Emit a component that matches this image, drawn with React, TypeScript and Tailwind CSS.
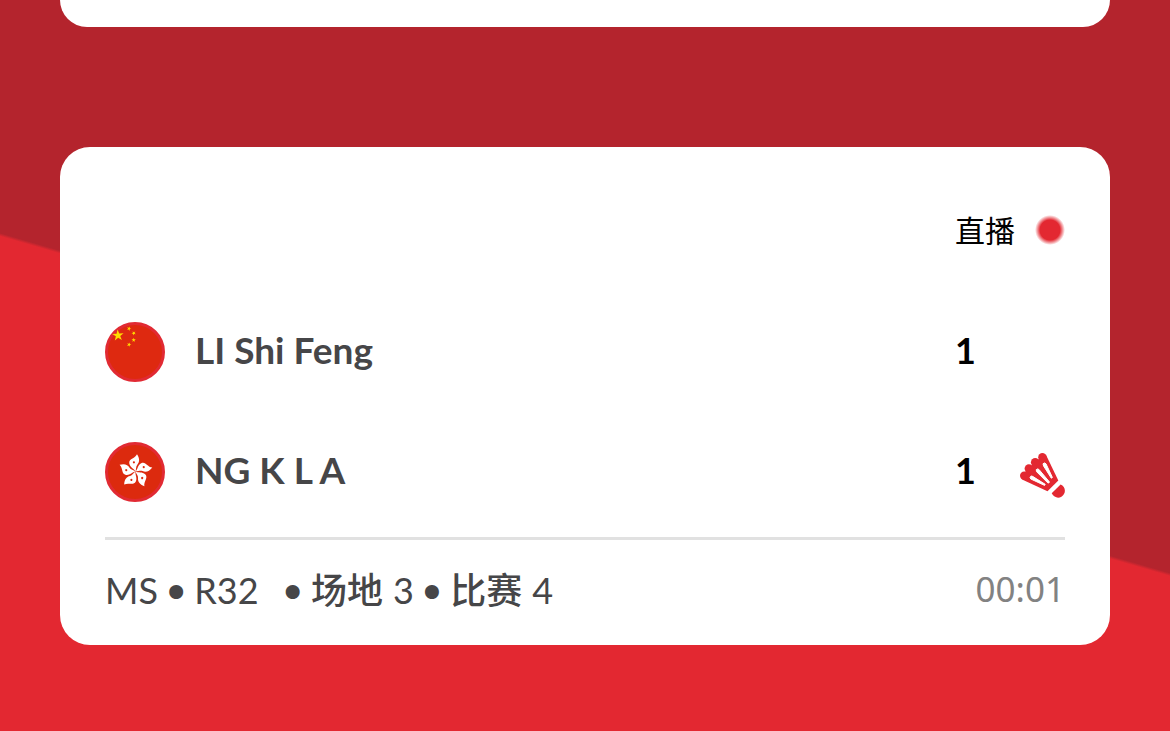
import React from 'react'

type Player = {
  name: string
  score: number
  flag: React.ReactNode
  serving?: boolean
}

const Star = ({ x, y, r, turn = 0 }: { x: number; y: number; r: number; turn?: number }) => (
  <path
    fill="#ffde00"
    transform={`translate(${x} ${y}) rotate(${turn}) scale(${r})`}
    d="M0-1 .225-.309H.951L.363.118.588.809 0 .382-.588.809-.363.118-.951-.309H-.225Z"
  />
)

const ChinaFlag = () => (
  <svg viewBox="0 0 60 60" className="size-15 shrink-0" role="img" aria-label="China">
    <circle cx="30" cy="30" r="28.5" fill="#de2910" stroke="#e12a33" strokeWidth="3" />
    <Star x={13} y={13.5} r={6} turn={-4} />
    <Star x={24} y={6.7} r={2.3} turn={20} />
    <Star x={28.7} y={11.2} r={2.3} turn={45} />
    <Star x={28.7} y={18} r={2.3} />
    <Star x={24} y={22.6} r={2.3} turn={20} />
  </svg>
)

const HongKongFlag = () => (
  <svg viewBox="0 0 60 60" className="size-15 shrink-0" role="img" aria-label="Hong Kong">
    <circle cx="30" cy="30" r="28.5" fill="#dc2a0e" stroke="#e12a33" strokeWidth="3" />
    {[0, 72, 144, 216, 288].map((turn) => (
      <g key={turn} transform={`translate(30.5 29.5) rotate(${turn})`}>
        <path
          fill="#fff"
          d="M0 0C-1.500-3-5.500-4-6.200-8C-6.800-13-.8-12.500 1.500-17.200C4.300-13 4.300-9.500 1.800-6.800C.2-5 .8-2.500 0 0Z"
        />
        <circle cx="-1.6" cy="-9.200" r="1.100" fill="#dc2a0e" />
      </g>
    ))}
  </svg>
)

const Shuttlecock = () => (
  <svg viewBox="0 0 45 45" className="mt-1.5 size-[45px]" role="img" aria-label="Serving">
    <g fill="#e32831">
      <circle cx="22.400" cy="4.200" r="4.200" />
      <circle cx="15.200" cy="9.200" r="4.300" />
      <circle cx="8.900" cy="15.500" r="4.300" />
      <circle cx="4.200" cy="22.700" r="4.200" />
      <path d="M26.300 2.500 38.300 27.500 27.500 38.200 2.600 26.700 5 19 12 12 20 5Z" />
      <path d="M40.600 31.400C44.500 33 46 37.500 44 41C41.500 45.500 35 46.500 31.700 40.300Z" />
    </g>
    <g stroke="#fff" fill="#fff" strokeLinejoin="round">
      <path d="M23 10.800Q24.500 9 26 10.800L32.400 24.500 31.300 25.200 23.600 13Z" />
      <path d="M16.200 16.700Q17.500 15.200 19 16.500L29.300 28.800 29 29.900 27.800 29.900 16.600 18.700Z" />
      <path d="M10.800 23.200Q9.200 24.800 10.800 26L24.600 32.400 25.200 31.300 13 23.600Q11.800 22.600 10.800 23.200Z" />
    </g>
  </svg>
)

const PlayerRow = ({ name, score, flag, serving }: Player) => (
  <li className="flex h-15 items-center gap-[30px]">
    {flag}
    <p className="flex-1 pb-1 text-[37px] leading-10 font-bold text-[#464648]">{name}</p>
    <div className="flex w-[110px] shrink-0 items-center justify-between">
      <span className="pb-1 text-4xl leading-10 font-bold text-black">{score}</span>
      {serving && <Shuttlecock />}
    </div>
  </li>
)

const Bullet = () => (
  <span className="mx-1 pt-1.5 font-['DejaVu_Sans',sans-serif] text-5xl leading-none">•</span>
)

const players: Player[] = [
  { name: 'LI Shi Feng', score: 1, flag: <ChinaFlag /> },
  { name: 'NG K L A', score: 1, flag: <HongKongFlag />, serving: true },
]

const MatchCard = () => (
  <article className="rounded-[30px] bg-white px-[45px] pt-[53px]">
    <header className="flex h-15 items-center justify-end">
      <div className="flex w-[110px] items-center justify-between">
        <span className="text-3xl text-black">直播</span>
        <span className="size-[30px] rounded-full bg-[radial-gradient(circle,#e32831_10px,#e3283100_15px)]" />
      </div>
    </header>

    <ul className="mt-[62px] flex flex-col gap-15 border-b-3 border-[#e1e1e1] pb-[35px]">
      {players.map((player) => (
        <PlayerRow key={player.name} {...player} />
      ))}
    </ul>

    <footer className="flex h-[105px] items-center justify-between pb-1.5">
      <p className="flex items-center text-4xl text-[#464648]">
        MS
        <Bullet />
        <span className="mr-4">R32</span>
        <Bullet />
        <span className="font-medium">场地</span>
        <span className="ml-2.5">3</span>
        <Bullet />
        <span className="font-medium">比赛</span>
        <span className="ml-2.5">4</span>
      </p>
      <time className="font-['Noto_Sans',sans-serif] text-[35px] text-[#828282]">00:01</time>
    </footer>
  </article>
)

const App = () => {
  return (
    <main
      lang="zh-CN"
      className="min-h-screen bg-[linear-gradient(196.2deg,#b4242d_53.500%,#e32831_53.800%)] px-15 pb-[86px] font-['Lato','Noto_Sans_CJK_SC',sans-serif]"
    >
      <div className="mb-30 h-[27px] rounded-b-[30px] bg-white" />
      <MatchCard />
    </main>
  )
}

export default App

* * *

WHAT THIS TASK INVOLVES =
Omit pictures; set down the rest of the material word for word.

IN RESPONSE =
Emit a component that matches this image, drawn with React, TypeScript and Tailwind CSS.
import React from 'react'

type Player = {
  name: string
  score: number
  flag: React.ReactNode
  serving?: boolean
}

const Star = ({ x, y, r, turn = 0 }: { x: number; y: number; r: number; turn?: number }) => (
  <path
    fill="#ffde00"
    transform={`translate(${x} ${y}) rotate(${turn}) scale(${r})`}
    d="M0-1 .225-.309H.951L.363.118.588.809 0 .382-.588.809-.363.118-.951-.309H-.225Z"
  />
)

const ChinaFlag = () => (
  <svg viewBox="0 0 60 60" className="size-15 shrink-0" role="img" aria-label="China">
    <circle cx="30" cy="30" r="28.5" fill="#de2910" stroke="#e12a33" strokeWidth="3" />
    <Star x={13} y={13.5} r={6} turn={-4} />
    <Star x={24} y={6.7} r={2.3} turn={20} />
    <Star x={28.7} y={11.2} r={2.3} turn={45} />
    <Star x={28.7} y={18} r={2.3} />
    <Star x={24} y={22.6} r={2.3} turn={20} />
  </svg>
)

const HongKongFlag = () => (
  <svg viewBox="0 0 60 60" className="size-15 shrink-0" role="img" aria-label="Hong Kong">
    <circle cx="30" cy="30" r="28.5" fill="#dc2a0e" stroke="#e12a33" strokeWidth="3" />
    {[0, 72, 144, 216, 288].map((turn) => (
      <g key={turn} transform={`translate(30.5 29.5) rotate(${turn})`}>
        <path
          fill="#fff"
          d="M0 0C-1.500-3-5.500-4-6.200-8C-6.800-13-.8-12.500 1.500-17.200C4.300-13 4.300-9.500 1.800-6.800C.2-5 .8-2.500 0 0Z"
        />
        <circle cx="-1.6" cy="-9.200" r="1.100" fill="#dc2a0e" />
      </g>
    ))}
  </svg>
)

const Shuttlecock = () => (
  <svg viewBox="0 0 45 45" className="mt-1.5 size-[45px]" role="img" aria-label="Serving">
    <g fill="#e32831">
      <circle cx="22.400" cy="4.200" r="4.200" />
      <circle cx="15.200" cy="9.200" r="4.300" />
      <circle cx="8.900" cy="15.500" r="4.300" />
      <circle cx="4.200" cy="22.700" r="4.200" />
      <path d="M26.300 2.500 38.300 27.500 27.500 38.200 2.600 26.700 5 19 12 12 20 5Z" />
      <path d="M40.600 31.400C44.500 33 46 37.500 44 41C41.500 45.500 35 46.500 31.700 40.300Z" />
    </g>
    <g stroke="#fff" fill="#fff" strokeLinejoin="round">
      <path d="M23 10.800Q24.500 9 26 10.800L32.400 24.500 31.300 25.200 23.600 13Z" />
      <path d="M16.200 16.700Q17.500 15.200 19 16.500L29.300 28.800 29 29.900 27.800 29.900 16.600 18.700Z" />
      <path d="M10.800 23.200Q9.200 24.800 10.800 26L24.600 32.400 25.200 31.300 13 23.600Q11.800 22.600 10.800 23.200Z" />
    </g>
  </svg>
)

const PlayerRow = ({ name, score, flag, serving }: Player) => (
  <li className="flex h-15 items-center gap-[30px]">
    {flag}
    <p className="flex-1 pb-1 text-[37px] leading-10 font-bold text-[#464648]">{name}</p>
    <div className="flex w-[110px] shrink-0 items-center justify-between">
      <span className="pb-1 text-4xl leading-10 font-bold text-black">{score}</span>
      {serving && <Shuttlecock />}
    </div>
  </li>
)

const Bullet = () => (
  <span className="mx-1 pt-1.5 font-['DejaVu_Sans',sans-serif] text-5xl leading-none">•</span>
)

const players: Player[] = [
  { name: 'LI Shi Feng', score: 1, flag: <ChinaFlag /> },
  { name: 'NG K L A', score: 1, flag: <HongKongFlag />, serving: true },
]

const MatchCard = () => (
  <article className="rounded-[30px] bg-white px-[45px] pt-[53px]">
    <header className="flex h-15 items-center justify-end">
      <div className="flex w-[110px] items-center justify-between">
        <span className="text-3xl text-black">直播</span>
        <span className="size-[30px] rounded-full bg-[radial-gradient(circle,#e32831_10px,#e3283100_15px)]" />
      </div>
    </header>

    <ul className="mt-[62px] flex flex-col gap-15 border-b-3 border-[#e1e1e1] pb-[35px]">
      {players.map((player) => (
        <PlayerRow key={player.name} {...player} />
      ))}
    </ul>

    <footer className="flex h-[105px] items-center justify-between pb-1.5">
      <p className="flex items-center text-4xl text-[#464648]">
        MS
        <Bullet />
        <span className="mr-4">R32</span>
        <Bullet />
        <span className="font-medium">场地</span>
        <span className="ml-2.5">3</span>
        <Bullet />
        <span className="font-medium">比赛</span>
        <span className="ml-2.5">4</span>
      </p>
      <time className="font-['Noto_Sans',sans-serif] text-[35px] text-[#828282]">00:01</time>
    </footer>
  </article>
)

const App = () => {
  return (
    <main
      lang="zh-CN"
      className="min-h-screen bg-[linear-gradient(196.2deg,#b4242d_53.500%,#e32831_53.800%)] px-15 pb-[86px] font-['Lato','Noto_Sans_CJK_SC',sans-serif]"
    >
      <div className="mb-30 h-[27px] rounded-b-[30px] bg-white" />
      <MatchCard />
    </main>
  )
}

export default App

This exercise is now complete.